When I work with inventors from the beginning of their process, it helps them the most from disappointment and I can keep them on track and help them make better decisions.
RH: What other areas are important for inventors to consider?
BF: Licensing is another area of consideration for inventors. Licensing is going to a manufacturer with distribution and adding your product to their product line. Keep in mind manufacturers are interested in unique items that will diversify their product offering and to appeal to their buyers. It may not be necessary to perfect your product before presenting your idea since they may make slight modifications to the product(s) should the licensee accept your product into their product line.
Protecting your product can be important – either via a patent, a trademark, or both. Again, doing your own research will determine if your product is indeed different from others currently known. You do not want to infringe on someone else’s intellectual property.

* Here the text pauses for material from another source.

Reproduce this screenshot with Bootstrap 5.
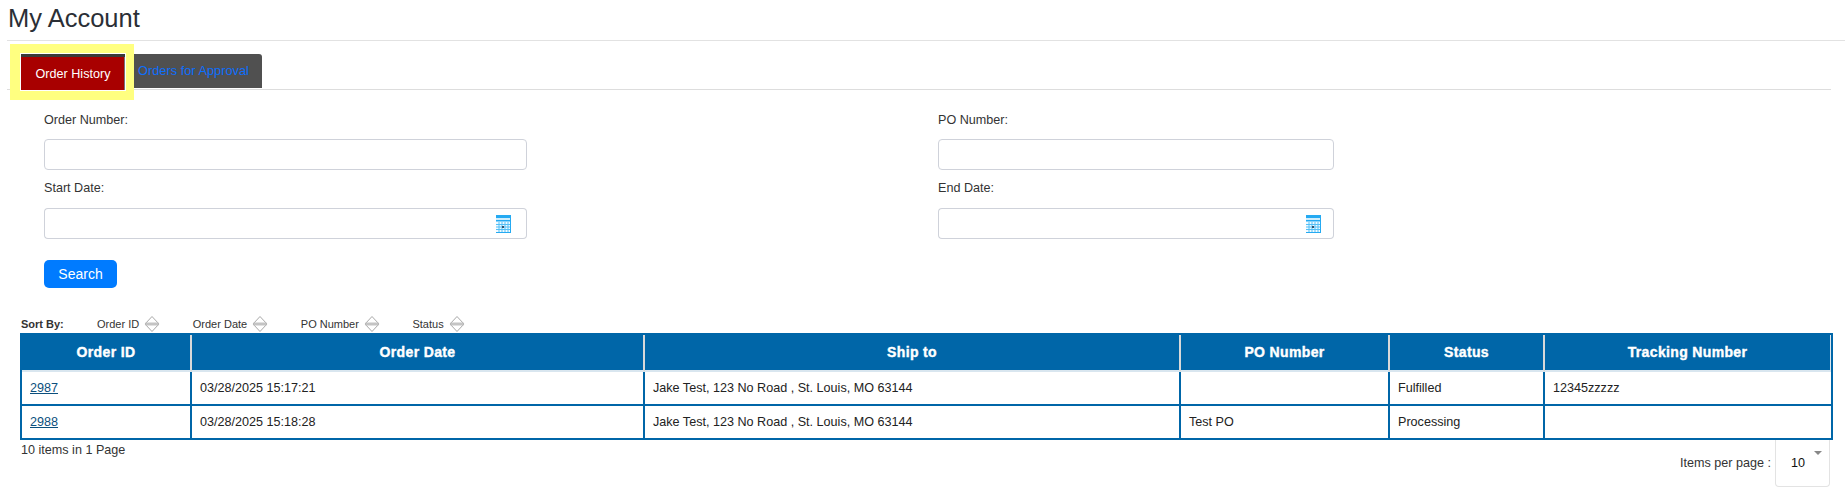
<!DOCTYPE html>
<html lang="en">
<head>
  <meta charset="UTF-8" />
  <title>My Account</title>
  <link href="https://cdn.jsdelivr.net/npm/bootstrap@5.3.0/dist/css/bootstrap.min.css" rel="stylesheet" />
  <style>
    body {
      font-family: "Liberation Sans", Arial, sans-serif;
      font-size: 12.6px;
      color: #333;
      background: #fff;
    }
    .page-wrap { padding: 0 0 0 7px; }
    .page-title {
      font-size: 25.5px;
      line-height: 36px;
      margin: 0;
      padding: 0 0 4px 1px;
      border-bottom: 1px solid #e2e2e2;
      color: #2b2f36;
    }
    .tab-bar {
      margin: 3px 14px 0 0;
      border-bottom: 1px solid #ddd;
      height: 46px;
    }
    .tab-glow {
      background: #ffff80;
      margin-left: 3px;
      padding: 9px 8px 9px 10px;
      height: 56px;
      position: relative;
    }
    .tab-active {
      display: block;
      width: 106px;
      height: 38px;
      border: 1px solid #fff;
      background: #a80000;
      box-shadow: inset 0 3px 0 #3a3a3a, inset -1px 0 0 #777;
      color: #fff;
      text-align: center;
      line-height: 40px;
      text-decoration: none;
    }
    .tab-other {
      display: block;
      height: 34px;
      margin-top: 10px;
      width: 128px;
      padding-left: 4px;
      background: #505050;
      border-top-right-radius: 3px;
      color: #0d6efd;
      font-size: 12.8px;
      line-height: 34px;
      text-decoration: none;
    }
    .search-form { padding: 21px 0 0 37px; }
    .field-left { width: 483px; margin-right: 411px; }
    .field-right { width: 396px; }
    .field-label { display: block; height: 18px; line-height: 18px; margin: 0 0 10px; }
    .field-input {
      height: 31px;
      font-size: 12.6px;
      border: 1px solid #cfd2da;
      border-radius: 4px;
      margin-bottom: 11px;
    }
    .field-row-2 .field-label { margin-bottom: 11px; }
    .date-group { height: 31px; margin-bottom: 0; }
    .date-group .field-input { margin-bottom: 0; border-right: 0; }
    .date-group .input-group-text {
      background: #fff;
      border: 1px solid #cfd2da;
      border-left: 0;
      border-radius: 0 4px 4px 0;
      padding: 0 15px 0 0;
    }
    .field-right .date-group .input-group-text { padding-right: 12px; }
    .field-row-2 { margin-top: -2px; }
    .btn-search {
      display: block;
      margin-top: 21px;
      width: 73px;
      height: 28px;
      padding: 0;
      background: #007bff;
      border: 0;
      border-radius: 5px;
      font-size: 14px;
      color: #fff;
    }
    .sort-row {
      margin: 27px 0 0 14px;
      height: 18px;
      font-size: 11px;
      color: #333;
    }
    .sort-title { width: 76px; font-weight: bold; }
    .sort-item { margin-right: 32.6px; gap: 5px; }
    .orders-table {
      table-layout: fixed;
      width: 1813px;
      margin: 0 0 0 13px;
      border: 2px solid #0066a8;
      border-collapse: separate;
      border-spacing: 0;
      font-size: 12.6px;
    }
    .orders-table th {
      background: #0066a8;
      color: #fff;
      height: 37px;
      padding: 0;
      text-align: center;
      vertical-align: middle;
      font-size: 14px;
      font-weight: bold;
      letter-spacing: .35px;
      -webkit-text-stroke: .4px #fff;
      border: 0;
      border-right: 2px solid #d9d9d9;
      border-bottom: 2px solid #d9e6ef;
    }
    .orders-table th:last-child { border-right: 1px solid #d9e6ef; }
    .orders-table td {
      height: 34px;
      padding: 0 8px;
      vertical-align: middle;
      color: #222;
      border: 0;
      border-right: 2px solid #0066a8;
      border-bottom: 2px solid #0066a8;
    }
    .orders-table td:last-child { border-right: 0; }
    .orders-table tr:last-child td { border-bottom: 0; height: 32px; }
    .orders-table td a { color: #0b4f7d; }
    .col-order { width: 170px; }
    .col-date { width: 453px; }
    .col-ship { width: 536px; }
    .col-po { width: 209px; }
    .col-status { width: 155px; }
    .table-foot { margin: 0 15px 0 14px; }
    .foot-count { padding-top: 1px; line-height: 18px; }
    .foot-pager { gap: 4px; }
    .per-page-box {
      width: 55px;
      height: 47px;
      border: 1px solid #e3e3e3;
      border-top: 0;
      border-radius: 0 0 4px 4px;
      padding: 0 0 0 15px;
      line-height: 47px;
      color: #111;
      position: relative;
    }
    .per-page-caret {
      position: absolute;
      top: 11px;
      right: 7px;
      width: 0;
      height: 0;
      border-left: 4px solid transparent;
      border-right: 4px solid transparent;
      border-top: 4px solid #888;
    }
  </style>
</head>
<body>
  <div class="page-wrap">
    <h1 class="page-title">My Account</h1>

    <!-- Tabs -->
    <div class="tab-bar d-flex">
      <div class="tab-glow"><a class="tab-active" href="#">Order History</a></div>
      <a class="tab-other" href="#">Orders for Approval</a>
    </div>

    <!-- Search form -->
    <form class="search-form">
      <div class="d-flex">
        <div class="field-left">
          <label class="field-label">Order Number:</label>
          <input type="text" class="form-control field-input" />
        </div>
        <div class="field-right">
          <label class="field-label">PO Number:</label>
          <input type="text" class="form-control field-input" />
        </div>
      </div>
      <div class="d-flex field-row-2">
        <div class="field-left">
          <label class="field-label">Start Date:</label>
          <div class="input-group date-group">
            <input type="text" class="form-control field-input" />
            <span class="input-group-text">
              <svg width="16" height="18" viewBox="0 0 16 18"><use href="#cal-icon"></use></svg>
            </span>
          </div>
        </div>
        <div class="field-right">
          <label class="field-label">End Date:</label>
          <div class="input-group date-group">
            <input type="text" class="form-control field-input" />
            <span class="input-group-text">
              <svg width="16" height="18" viewBox="0 0 16 18"><use href="#cal-icon"></use></svg>
            </span>
          </div>
        </div>
      </div>
      <button type="button" class="btn btn-primary btn-search">Search</button>
    </form>

    <!-- Sort bar -->
    <div class="sort-row d-flex align-items-center">
      <span class="sort-title">Sort By:</span>
      <span class="sort-item d-flex align-items-center">Order ID <svg width="16" height="18" viewBox="0 0 16 18"><use href="#sort-icon"></use></svg></span>
      <span class="sort-item d-flex align-items-center">Order Date <svg width="16" height="18" viewBox="0 0 16 18"><use href="#sort-icon"></use></svg></span>
      <span class="sort-item d-flex align-items-center">PO Number <svg width="16" height="18" viewBox="0 0 16 18"><use href="#sort-icon"></use></svg></span>
      <span class="sort-item d-flex align-items-center">Status <svg width="16" height="18" viewBox="0 0 16 18"><use href="#sort-icon"></use></svg></span>
    </div>

    <!-- Orders -->
    <table class="orders-table">
      <colgroup>
        <col class="col-order" /><col class="col-date" /><col class="col-ship" />
        <col class="col-po" /><col class="col-status" /><col />
      </colgroup>
      <thead>
        <tr>
          <th>Order ID</th><th>Order Date</th><th>Ship to</th><th>PO Number</th><th>Status</th><th>Tracking Number</th>
        </tr>
      </thead>
      <tbody>
        <tr>
          <td><a href="#">2987</a></td><td>03/28/2025 15:17:21</td><td>Jake Test, 123 No Road , St. Louis, MO 63144</td><td></td><td>Fulfilled</td><td>12345zzzzz</td>
        </tr>
        <tr>
          <td><a href="#">2988</a></td><td>03/28/2025 15:18:28</td><td>Jake Test, 123 No Road , St. Louis, MO 63144</td><td>Test PO</td><td>Processing</td><td></td>
        </tr>
      </tbody>
    </table>

    <div class="table-foot d-flex justify-content-between">
      <div class="foot-count">10 items in 1 Page</div>
      <div class="foot-pager d-flex align-items-center">
        <span>Items per page :</span>
        <div class="per-page-box">10<span class="per-page-caret"></span></div>
      </div>
    </div>
  </div>

  <svg width="0" height="0" class="d-block">
    <defs>
      <g id="cal-icon">
        <rect x="0" y="0" width="16" height="18" fill="#25aaf2" />
        <rect x="1" y="3" width="14" height="2" fill="#cfeefd" />
        <rect x="1" y="6.5" width="14" height="10.5" fill="#f0faff" />
        <path d="M1 9.5h14M1 12h14M1 14.5h14M4 7v10M7 7v10M10 7v10M13 7v10" stroke="#55c0f7" stroke-width="1" fill="none" />
        <rect x="7" y="11" width="2" height="2" fill="#34506a" />
      </g>
      <g id="sort-icon">
        <path d="M1 9L8 1.5 15 9 8 16.5z" fill="#fff" stroke="#a8a8a8" stroke-width="1" />
        <rect x="1.5" y="7.5" width="13" height="3" fill="#c4c4c4" />
      </g>
    </defs>
  </svg>

  <script src="https://cdn.jsdelivr.net/npm/bootstrap@5.3.0/dist/js/bootstrap.bundle.min.js"></script>
</body>
</html>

Another important aspect of intellectual property protection is increasing asset value. If you truly want to build a brand and a business, choose a good product name and apply for a trademark. Similarly, apply for a patent and be sure to follow through on the steps necessary to get see it to the end as an issued patent.
RH: What was your most important lesson?
BF: It is important to do research on the opportunity. That includes knowing who you are working with. Get references and talk to people who have been in your shoes. Learn what to expect. Do your due diligence with regard to people and resources.
When discussing your product, or idea, with a potential licensee or manufacturer, you are not obligated to work with them. However, be sure you have vetted the manufacturer as recommended. A licensee or manufacturer may be interested in adding your product to its product line, but may change your product slightly. This could be to fit certain specifications or to make the product easier to manufacture. Thus, you do not have to perfect your product if you plan to license it.
RH: What is your proudest moment?
BF: I actually have two. Being on television representing and promoting your very own invention now a product and seeing it on a store shelf is amazing. Also, when I work with an inventor to bring his or her product on the shelf is also rewarding. Bottom line, seeing a product used as intended by others is satisfying and exciting.
RH: Do you have any final words for our readers? Perhaps a check list of “must dos”.
BF: Sure. I tell the inventors that I work with several key things:
- Keep an open mind
- Listen to what people say, especially those you are working with
- Do your own research and due diligence
- Follow your dreams
- Bringing something to life and sharing it with others IS the ultimate goal
- Look at your idea as a business. Separate your emotions from the business in order to make clear decisions. BOTTOM LINE – will you make money from your idea?
- Timing is everything. The market may not support your idea today, but months or years later the idea could take off. For example, I began selling “Eggstra Space” via various distribution methods. Today, there may be an opportunity to sell it in a retail store.
Attendees of Invention-Con 2018, the United States Patent and Trademark Office’s (USPTO’s) conference for inventors, makers and entrepreneurs had the opportunity to hear Brian speak about his experience. Many inspiring inventors that attended the conference were also able to speak with Brian during the breaks and after the daily events to receive his expert advice and tips for success.
The USPTO gives you useful information and non-legal advice in the areas of patents and trademarks. The patent and trademark statutes and regulations should be consulted before attempting to apply for a patent or register a trademark. These laws and the application process can be complicated. If you have intellectual property that could be patented or registered as a trademark, the use of an attorney or agent who is qualified to represent you in the USPTO is advised.